Modified TiO₂/In₂O₃ heterojunction with efficient charge separation for visible-light-driven photocatalytic CO₂ reduction to C₂ product

Utilizing sunlight to convert CO₂ into chemical fuels could address the greenhouse effect and fossil fuel crisis. Heterojunction structure catalysts with oxygen vacancy are attractive in the field of photocatalytic CO₂ conversion. Herein, a modified TiO₂/In₂O₃ (R-P25/In₂O_3−x) type II heterojunction composite with oxygen vacancies is designed for photocatalytic CO₂ reduction, which exhibits excellent CO₂ reduction activity, with a C₂ selectivity of 56.66% (in terms of R_electron). In situ Fourier-transform infrared spectroscopy (DRIFTS) and time-resolved photoluminescence (TR-PL) spectroscopy are used to reveal the intermediate formation of the photocatalytic mechanism and photogenerated electron lifetime, respectively.

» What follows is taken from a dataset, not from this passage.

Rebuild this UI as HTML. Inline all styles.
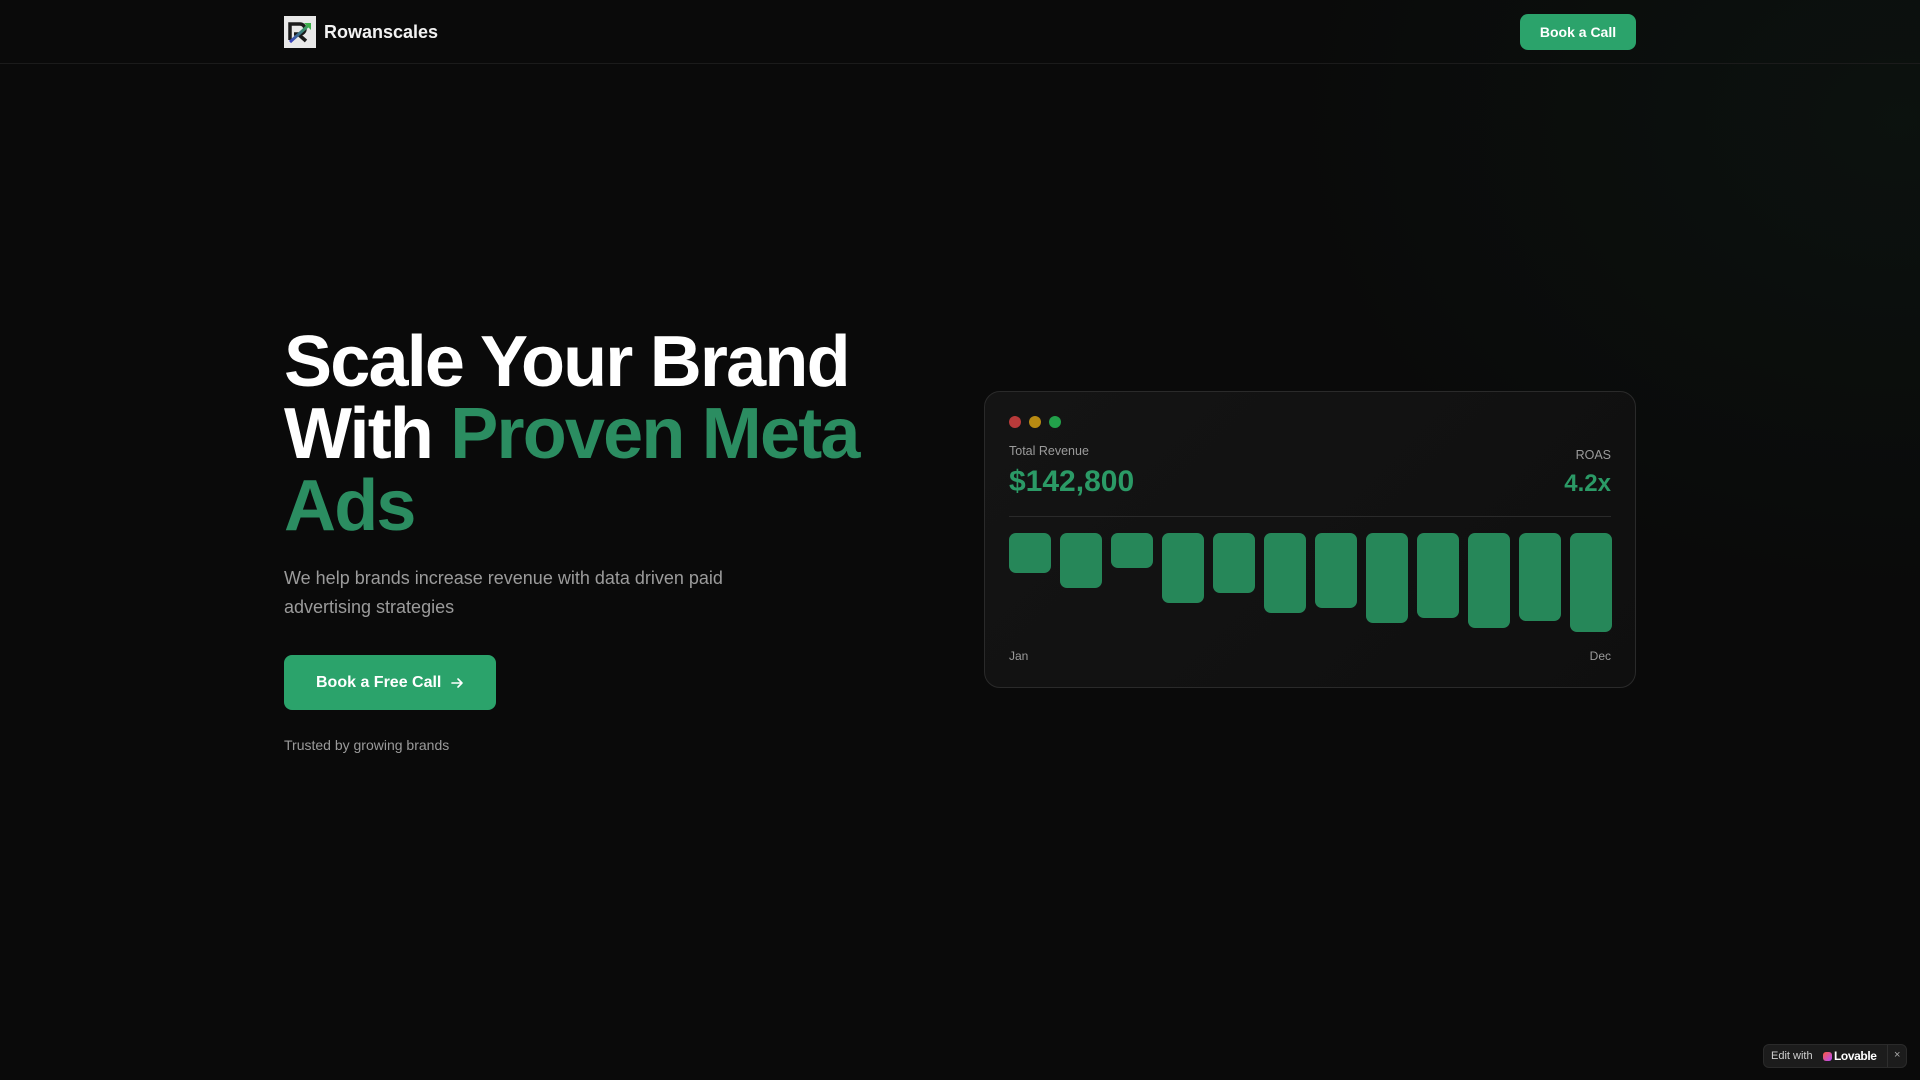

The experimental characterizations reveal that the R-P25/In₂O_3−x composite shows a remarkable behavior for coupling C–C bonds. Besides, efficient charge separation contributes to the improved CO₂ conversion performance of photocatalysts. This work introduces a type II heterojunction composite photocatalyst, which promotes understanding the CO₂ reduction mechanisms on heterojunction composites and is valuable for the development of photocatalysts.